To change the temporary file folder used by Analysis Services
- In the Analysis Manager tree pane, right-click the Analysis server for which you want to change the temporary file folder, and then click Properties.
- Beside the Temporary file folder box, click Browse, select a new folder, and then click OK.
- In the Properties dialog box, click OK.
- The MSSQLServerOLAPService service must be stopped and restarted after this change..
Cube Properties for Processing
Some properties of a cube are used to control its processing. You can set these properties in the properties pane of Cube Editor or in the Cube Processing Settings dialog box, which is displayed when you click Settings in the Process a Cube dialog box. The following table describes these properties.
Processing Optimization Mode
Selection of ‘Regular’ in Cube Editor or ‘After all aggregations are calculated’ in the Cube Processing Settings dialog box, new cube data is not available until processing completes. These values are the defaults. If Lazy Aggregations is selected in Cube Editor or Immediately after data is loaded in the Cube Processing Settings dialog box, new cube data is available before processing completes; however, because the optimizations are not complete when the new data becomes available, query performance is reduced until the optimizations complete.
Stop Processing on Key Errors : Stop processing after encountering missing dimension key errors or Ignore all missing dimension key errors
If Yes is selected in Cube Editor or Stop processing after encountering missing dimension key errors in the Cube Processing Settings dialog box, processing is halted and canceled when the specified limit for the number of dimension key errors is exceeded. (See Key Error Limit.) A dimension key error occurs when a fact table row is encountered that contains a foreign key value not present in the joined primary key column of a dimension table. If No is selected in Cube Editor or Ignore all missing dimension key errors in the Cube Processing Settings dialog box, dimension key errors never halt and cancel cube processing regardless of the number of errors encountered. If one or more dimension key errors are encountered, the cube’s data does not reflect the entire fact table.

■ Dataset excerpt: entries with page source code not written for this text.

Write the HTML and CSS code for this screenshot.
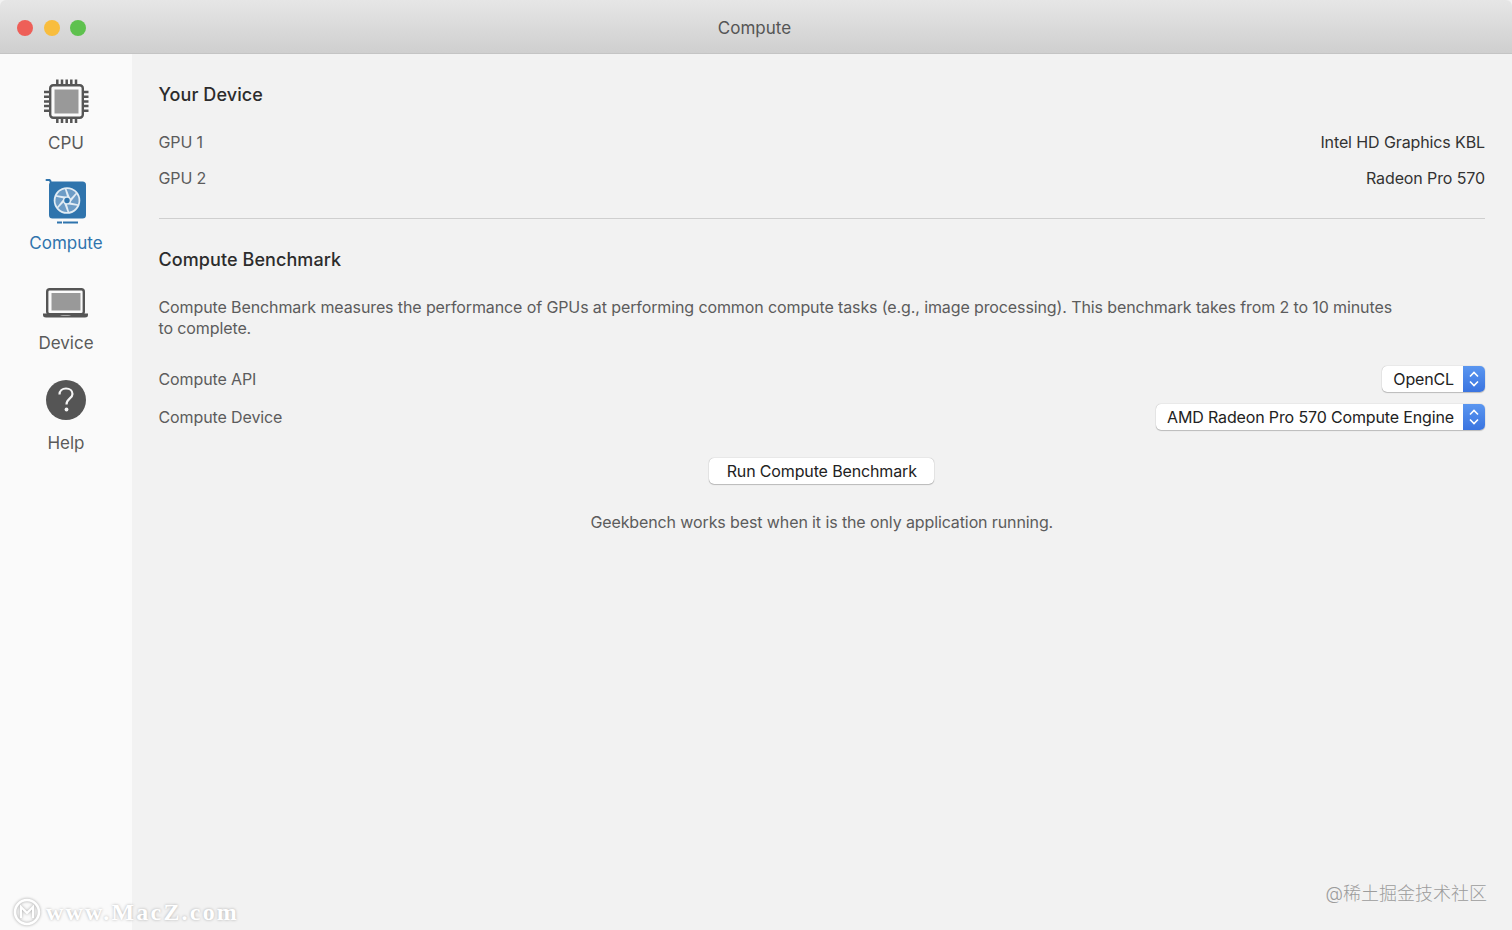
FILE: index.html
```html
<!DOCTYPE html>
<html lang="en">
<head>
<meta charset="utf-8">
<title>Compute</title>
<link rel="stylesheet" href="styles.css">
</head>
<body>
<div class="window">
  <header class="titlebar">
    <div class="lights"><span class="light red"></span><span class="light yellow"></span><span class="light green"></span></div>
    <div class="title">Compute</div>
  </header>
  <div class="main">
    <nav class="sidebar">
      <div class="nav-item">
        <svg class="nav-icon" viewBox="0 0 48 48">
          <path d="M15.300 1.500V45M20 1.500V45M24.700 1.500V45M29.300 1.500V45M34 1.500V45" fill="none" stroke="#555" stroke-width="2.500"/>
          <path d="M2 14H46.500M2 18.700H46.500M2 23.400H46.500M2 28.100H46.500M2 32.800H46.500" fill="none" stroke="#555" stroke-width="2.500"/>
          <rect x="8.200" y="7.200" width="32.600" height="32.600" rx="3" fill="#fafafa" stroke="#555" stroke-width="2.400"/>
          <rect x="12.500" y="11.500" width="24" height="24" fill="#999"/>
        </svg>
        <span class="nav-label">CPU</span>
      </div>
      <div class="nav-item active">
        <svg class="nav-icon" viewBox="0 0 48 48">
          <path d="M4.500 2H7.500Q8.500 2.500 9 5" stroke="#2f74ad" stroke-width="2" fill="none" stroke-linecap="round"/>
          <rect x="7" y="3.500" width="37" height="37" rx="3.500" fill="#2f74ad"/>
          <rect x="15" y="43.500" width="5" height="2" fill="#2f74ad"/>
          <rect x="21" y="43.500" width="15" height="2" fill="#2f74ad"/>
          <g transform="translate(25 22.500)">
            <circle r="13.300" fill="#e2ecf4"/>
            <g fill="#6d9cc6">
              <path d="M3.300-1.800L-.5-11.500A11.500 11.500 0 0 1 8.800-7.500Z"/>
              <path d="M3.300-1.800L-.5-11.500A11.500 11.500 0 0 1 8.800-7.500Z" transform="rotate(60)"/>
              <path d="M3.300-1.800L-.5-11.500A11.500 11.500 0 0 1 8.800-7.500Z" transform="rotate(120)"/>
              <path d="M3.300-1.800L-.5-11.500A11.500 11.500 0 0 1 8.800-7.500Z" transform="rotate(180)"/>
              <path d="M3.300-1.800L-.5-11.500A11.500 11.500 0 0 1 8.800-7.500Z" transform="rotate(240)"/>
              <path d="M3.300-1.800L-.5-11.500A11.500 11.500 0 0 1 8.800-7.500Z" transform="rotate(300)"/>
            </g>
            <circle r="4" fill="#e2ecf4"/>
            <circle r="2.700" fill="#2f74ad"/>
          </g>
        </svg>
        <span class="nav-label">Compute</span>
      </div>
      <div class="nav-item">
        <svg class="nav-icon" viewBox="0 0 48 48">
          <rect x="5.200" y="10.200" width="36.600" height="25" rx="2.500" fill="#fafafa" stroke="#555" stroke-width="2.400"/>
          <rect x="9.500" y="14" width="29" height="17.500" fill="#999"/>
          <path d="M1 34.500H17.500Q18 37 21 37H26Q29 37 29.500 34.500H46V36Q46 38.500 43 38.500H4Q1 38.500 1 36Z" fill="#555"/>
        </svg>
        <span class="nav-label">Device</span>
      </div>
      <div class="nav-item">
        <svg class="nav-icon" viewBox="0 0 48 48">
          <circle cx="24" cy="21" r="20" fill="#555"/>
          <path d="M17.500 15.500C17.500 11.500 20.500 9.500 24 9.500C27.800 9.500 30.500 11.800 30.500 15C30.500 19.500 24.500 19.500 24.500 25.500" fill="none" stroke="#f5f5f5" stroke-width="2.200"/>
          <circle cx="24.500" cy="30.500" r="1.900" fill="#f5f5f5"/>
        </svg>
        <span class="nav-label">Help</span>
      </div>
    </nav>
    <main class="content">
      <h2 class="heading first">Your Device</h2>
      <div class="row gpu"><span>GPU 1</span><span class="value">Intel HD Graphics KBL</span></div>
      <div class="row gpu"><span>GPU 2</span><span class="value">Radeon Pro 570</span></div>
      <hr class="rule">
      <h2 class="heading">Compute Benchmark</h2>
      <p class="desc">Compute Benchmark measures the performance of GPUs at performing common compute tasks (e.g., image processing). This benchmark takes from 2 to 10 minutes to complete.</p>
      <div class="row select-row">
        <span>Compute API</span>
        <div class="select"><span class="select-text">OpenCL</span><span class="stepper"><svg viewBox="0 0 22 26" width="22" height="26"><path d="M7 10.500L11 6.500L15 10.500M7 15.500L11 19.500L15 15.500" fill="none" stroke="#fff" stroke-width="1.600"/></svg></span></div>
      </div>
      <div class="row select-row">
        <span>Compute Device</span>
        <div class="select"><span class="select-text">AMD Radeon Pro 570 Compute Engine</span><span class="stepper"><svg viewBox="0 0 22 26" width="22" height="26"><path d="M7 10.500L11 6.500L15 10.500M7 15.500L11 19.500L15 15.500" fill="none" stroke="#fff" stroke-width="1.600"/></svg></span></div>
      </div>
      <div class="actions"><button class="run">Run Compute Benchmark</button></div>
      <p class="note">Geekbench works best when it is the only application running.</p>
    </main>
  </div>
  <div class="mark-left">
    <svg class="mark-logo" viewBox="0 0 28 28"><circle cx="14" cy="14" r="12" fill="none" stroke="#fff" stroke-width="2.500"/><path d="M8 20V9L14 15L20 9V20" fill="none" stroke="#fff" stroke-width="2"/></svg>
    <span>www.MacZ.com</span>
  </div>
  <div class="mark-right">@稀土掘金技术社区</div>
</div>
</body>
</html>
```
FILE: styles.css
```css
* { box-sizing: border-box; }
html, body { margin: 0; height: 100%; }
body {
  font-family: Inter, "Noto Sans CJK SC", sans-serif;
  font-size: 16px;
  letter-spacing: -0.11px;
  color: #555;
  background: #f2f2f2;
  overflow: hidden;
}
.window {
  position: relative;
  width: 1512px;
  height: 930px;
  display: flex;
  flex-direction: column;
  overflow: hidden;
}
.titlebar {
  position: relative;
  height: 54px;
  flex: none;
  display: flex;
  align-items: center;
  justify-content: center;
  background: linear-gradient(#e6e6e6, #cfcfcf);
  border-bottom: 1px solid #c4c4c4;
  border-radius: 6px 6px 0 0;
}
.lights {
  position: absolute;
  left: 17px;
  top: 19.500px;
  display: flex;
  gap: 10.500px;
}
.light { width: 16px; height: 16px; border-radius: 50%; }
.red { background: #ee5f58; }
.yellow { background: #f8bd3e; }
.green { background: #5ec14e; }
.title { font-size: 17px; color: #555; padding: 2px 3px 0 0; letter-spacing: 0; }
.main { flex: 1; display: flex; min-height: 0; }
.sidebar {
  width: 132px;
  flex: none;
  background: #fafafa;
  padding-top: 24px;
  display: flex;
  flex-direction: column;
}
.nav-item {
  height: 100.300px;
  display: flex;
  flex-direction: column;
  align-items: center;
}
.nav-icon { width: 48px; height: 48px; display: block; }
.nav-label { margin-top: 4.500px; font-size: 17px; line-height: 24px; letter-spacing: 0; color: #5a5a5a; }
.active .nav-label { color: #2f74ad; }
.content { flex: 1; min-width: 0; padding: 0 27px 0 26.500px; color: #5c5c5c; }
.heading {
  margin: 0;
  font-size: 18px;
  line-height: 24px;
  font-weight: 500;
  letter-spacing: .08px;
  color: #2c2c2c;
  padding-top: 29px;
}
.row { display: flex; justify-content: space-between; align-items: center; }
.gpu { height: 36px; }
.first + .gpu { margin-top: 17px; }
.value { color: #333; }
.rule { margin: 22px 0 0; border: 0; border-top: 1px solid #cfcfcf; }
.desc { margin: 25px 85px 0 0; line-height: 21px; }
.select-row { height: 38px; }
.desc + .select-row { margin-top: 21px; }
.select {
  display: flex;
  height: 26px;
  background: #fff;
  border-radius: 5px;
  box-shadow: 0 0 1px rgba(0,0,0,.35), 0 1px 1px rgba(0,0,0,.2);
  overflow: hidden;
  color: #222;
}
.select-text { padding: 0 9px 0 11px; line-height: 26px; letter-spacing: -0.14px; }
.stepper {
  width: 22px;
  background: linear-gradient(#5a96f0, #3a74e0);
  display: flex;
  align-items: center;
  justify-content: center;
}
.actions { display: flex; justify-content: center; margin-top: 22px; }
.run {
  width: 225px;
  height: 26px;
  padding: 0;
  border: 0;
  border-radius: 5px;
  background: #fff;
  box-shadow: 0 0 1px rgba(0,0,0,.4), 0 1px 1px rgba(0,0,0,.2);
  font: inherit;
  letter-spacing: -0.14px;
  color: #222;
}
.note { margin: 28px 0 0; text-align: center; line-height: 21px; }
.mark-left {
  position: absolute;
  left: 13px;
  top: 898px;
  display: flex;
  align-items: center;
  gap: 5px;
  color: #fff;
  font-family: "Liberation Serif", serif;
  font-size: 24px;
  font-weight: 700;
  letter-spacing: 2.200px;
  text-shadow: 0 0 3px rgba(0,0,0,.3);
}
.mark-logo { width: 28px; height: 28px; filter: drop-shadow(0 0 1.500px rgba(0,0,0,.35)); }
.mark-right {
  position: absolute;
  right: 25px;
  top: 883px;
  font-size: 18px;
  line-height: 22px;
  letter-spacing: 0;
  font-weight: 300;
  color: #9c9c9c;
}
```
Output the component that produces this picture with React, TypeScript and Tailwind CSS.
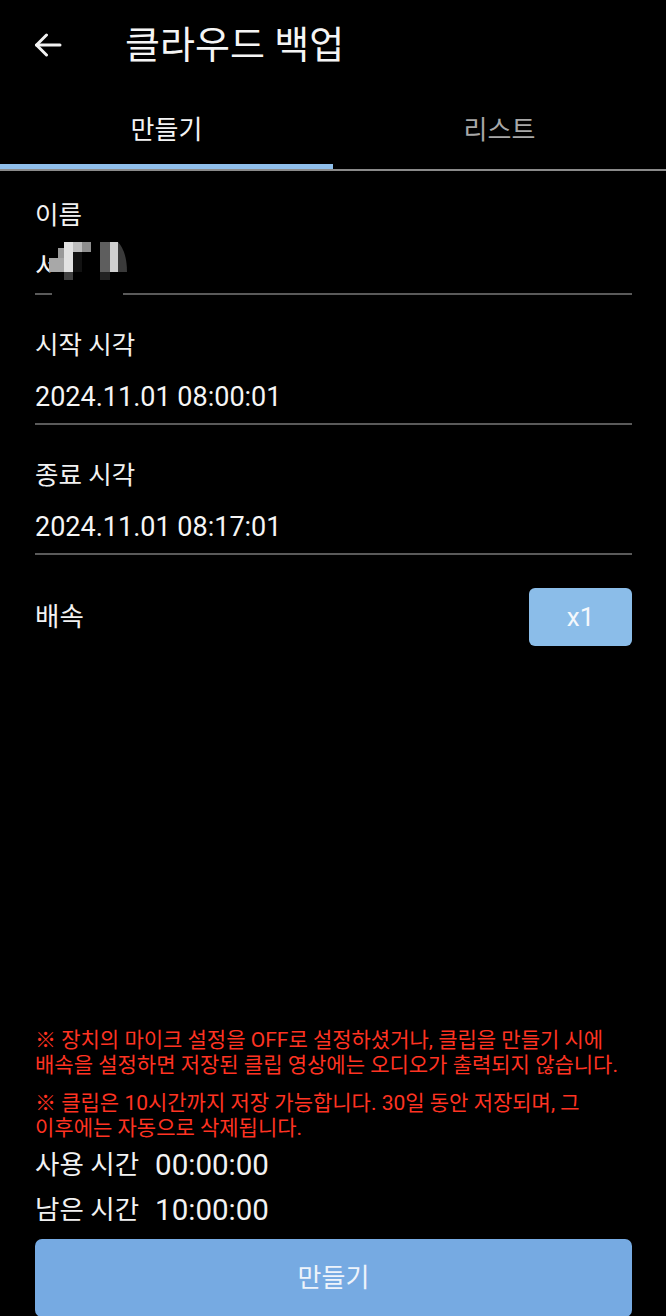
import React from "react";

const FONT = { fontFamily: 'Roboto, "Noto Sans CJK KR", sans-serif' };

function Field({ label, value, first }: { label: string; value?: string; first?: boolean }) {
  return (
    <div className={first ? "mt-[29px]" : "mt-[35px]"}>
      <div className="h-[30px] leading-[30px] text-[25.5px] text-[#f2f2f2]">{label}</div>
      <div className="mt-[21px] h-[32px] leading-[32px] text-[27px] text-[#f5f5f5] whitespace-nowrap">{value ?? "\u00a0"}</div>
      <div className="mt-[10px] h-[2px] bg-[#5a5a5a]" />
    </div>
  );
}

function Mosaic() {
  // svg origin at page (34, 236)
  return (
    <svg width="96" height="62" viewBox="0 0 96 62" className="absolute left-[34px] top-[65px]">
      <rect x="18" y="4" width="78" height="44" fill="#000" />
      <rect x="18" y="56" width="71" height="5" fill="#000" />
      <rect x="24" y="12" width="6" height="24" fill="#9a9a9a" />
      <rect x="15" y="22" width="15" height="14" fill="#a8a8a8" />
      <rect x="30" y="6" width="9" height="30" fill="#e2e2e2" />
      <rect x="39" y="6" width="9" height="10" fill="#bdbdbd" />
      <rect x="39" y="16" width="9" height="20" fill="#121212" />
      <rect x="48" y="6" width="9" height="10" fill="#8e8e8e" />
      <rect x="30" y="36" width="9" height="8" fill="#404040" />
      <rect x="66" y="6" width="10" height="30" fill="#5e5e5e" />
      <rect x="66" y="36" width="10" height="8" fill="#222" />
      <rect x="76" y="6" width="8" height="30" fill="#cfcfcf" />
      <path d="M84 6 Q93 16 93 36 L84 36 Z" fill="#3a3a3a" />
    </svg>
  );
}

export default function App() {
  return (
    <div className="w-[666px] h-[1316px] overflow-hidden bg-black text-white" style={FONT}>
      <div className="flex flex-col h-[1317px]">
        {/* header */}
        <div className="h-[90px] flex items-center pl-[34px] shrink-0">
          <svg width="28" height="24" viewBox="0 0 28 24" fill="none" stroke="#f2f2f2" strokeWidth="3" strokeLinecap="round" strokeLinejoin="round">
            <path d="M26 12H2.5" />
            <path d="M12.5 2L2.5 12L12.5 22" />
          </svg>
          <div className="ml-[63px] text-[38px] leading-none text-[#f5f5f5]">클라우드 백업</div>
        </div>

        {/* tabs */}
        <div className="shrink-0">
          <div className="flex h-[74px] pt-[6px]">
            <div className="flex-1 flex items-center justify-center text-[26px] text-[#f5f5f5]">만들기</div>
            <div className="flex-1 flex items-center justify-center text-[26px] text-[#a8a8a8]">리스트</div>
          </div>
          <div className="w-1/2 h-[5px] bg-[#8fbfeb]" />
          <div className="h-[2px] bg-[#8a8a8a]" />
        </div>

        {/* form */}
        <div className="relative pl-[35px] pr-[34px] shrink-0">
          <Field first label="이름" value="서" />
          <Mosaic />
          <Field label="시작 시각" value="2024.11.01 08:00:01" />
          <Field label="종료 시각" value="2024.11.01 08:17:01" />
          <div className="mt-[33px] h-[58px] flex items-center justify-between">
            <div className="text-[26.5px] text-[#f2f2f2]">배속</div>
            <button className="w-[103px] h-[58px] rounded-[6px] bg-[#8bbde9] text-[26px] text-[#f5f8fc]">x1</button>
          </div>
        </div>

        <div className="flex-1" />

        {/* bottom */}
        <div className="pl-[35px] pr-[34px] shrink-0">
          <div className="text-[21px] leading-[25px] text-[#ff3322] whitespace-nowrap">
            ※ 장치의 마이크 설정을 OFF로 설정하셨거나, 클립을 만들기 시에
            <br />
            배속을 설정하면 저장된 클립 영상에는 오디오가 출력되지 않습니다.
          </div>
          <div className="mt-[13px] text-[21px] leading-[25px] text-[#ff3322] whitespace-nowrap">
            ※ 클립은 10시간까지 저장 가능합니다. 30일 동안 저장되며, 그
            <br />
            이후에는 자동으로 삭제됩니다.
          </div>
          <div className="flex h-[45px] items-center text-[#f2f2f2] pt-[3px]">
            <span className="text-[26.5px]">사용 시간</span>
            <span className="ml-[16px] text-[29.5px]">00:00:00</span>
          </div>
          <div className="flex h-[45px] items-center text-[#f2f2f2] pt-[3px]">
            <span className="text-[26.5px]">남은 시간</span>
            <span className="ml-[16px] text-[29.5px]">10:00:00</span>
          </div>
          <button className="mt-[8px] w-full h-[78px] rounded-[7px] bg-[#76aae2] text-[26px] text-[#eef4fb]">만들기</button>
        </div>
      </div>
    </div>
  );
}
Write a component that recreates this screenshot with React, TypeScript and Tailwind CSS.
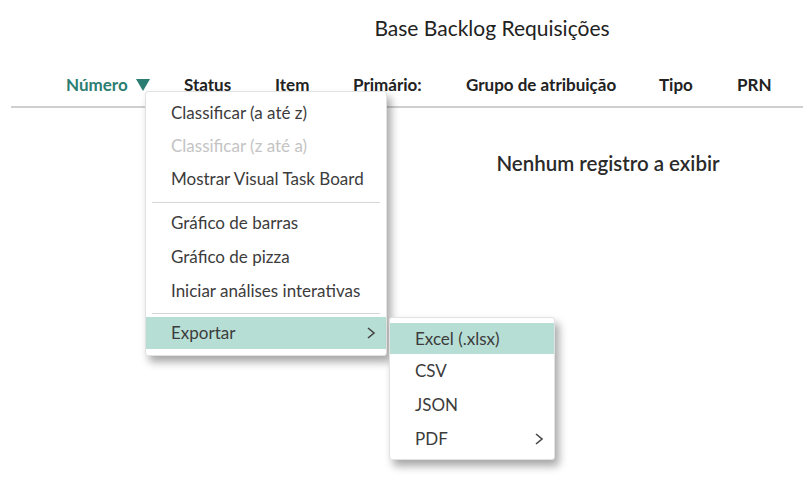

Key Error Limit : Processing will stop after
This is the limit for the number of dimension key errors. Cube processing is halted and canceled when the limit is exceeded. The default is 0. If a higher number is selected and processing completes, the cube’s data does not reflect the entire fact table. This property is ignored if No is selected for the Stop Processing on Key Errors property in Cube Editor, or Ignore all missing dimension key errors in the Cube Processing Settings dialog box is selected.
Key Error Log File : File path and name
Incrementally update a cube
This procedure updates a partition. Incorrect use of partitions can result in inaccurate cube data.
- In the Analysis Manager tree pane, under the database that contains the cube, expand the Cubes folder.
- Right-click the cube, and then click Process.
- In the Process a Cube dialog box, click Incremental update.
- (Optional.) To incrementally update shared dimensions contained in the cube during processing, select Incrementally update the shared dimensions used in this cube.
- Click OK to display the Incremental Update Wizard
In the Incremental Update Wizard:
In the Welcome step, click Next.
If the cube contains multiple partitions, the Select a partition to update step appears. In the Partition box, select the partition to update, and then click Next.
In the Data source box, select the data source that contains the data to add to the partition. The same data source used by the partition can be selected or a different one. By default the same data source used by the partition is initially displayed. To select a different data source, click Change, select the data source, and then click OK. If a different data source is selected, it must contain a fact table with the same structure and columns as the fact table for the partition, and it must contain dimension tables with the same structure and columns as the partition’s dimension tables.
In the Fact table box, select the table that contains the data to add to the partition. The partition’s fact table can be selected or a different table. By default the partition’s fact table is initially displayed. If this table is selected, the user must use a filter, as described in the next step, to ensure that only data not already in the partition is added. To select a different table, click Change, select the table, and then click OK. If a different table is selected, it must have the same structure and columns as the fact table for the partition. The table must also be manually merged with the fact table for the partition after the incremental update completes. Click Next.
Specify a filter (WHERE clause expression) to limit the data selected from the fact table and added to the partition. A filter is required if the fact table for the partition is selected as the fact table for the incremental update. Click Next
Click Finish.
In the Process dialog box, wait for the incremental update to finish processing, or click Stop to halt and cancel processing.
To refresh data in a cube
- In the Analysis Manager tree pane, under the database that contains the cube, expand the Cubes folder.
- Right-click the cube, and then click Process.
- In the Process a Cube dialog box, click Refresh data.
- (Optional.) To incrementally update shared dimensions contained in the cube during processing, select Incrementally update the shared dimensions used in this cube.
- Click OK.
- In the Process dialog box, wait for the data refresh to finish processing, or click Stop to halt and cancel processing.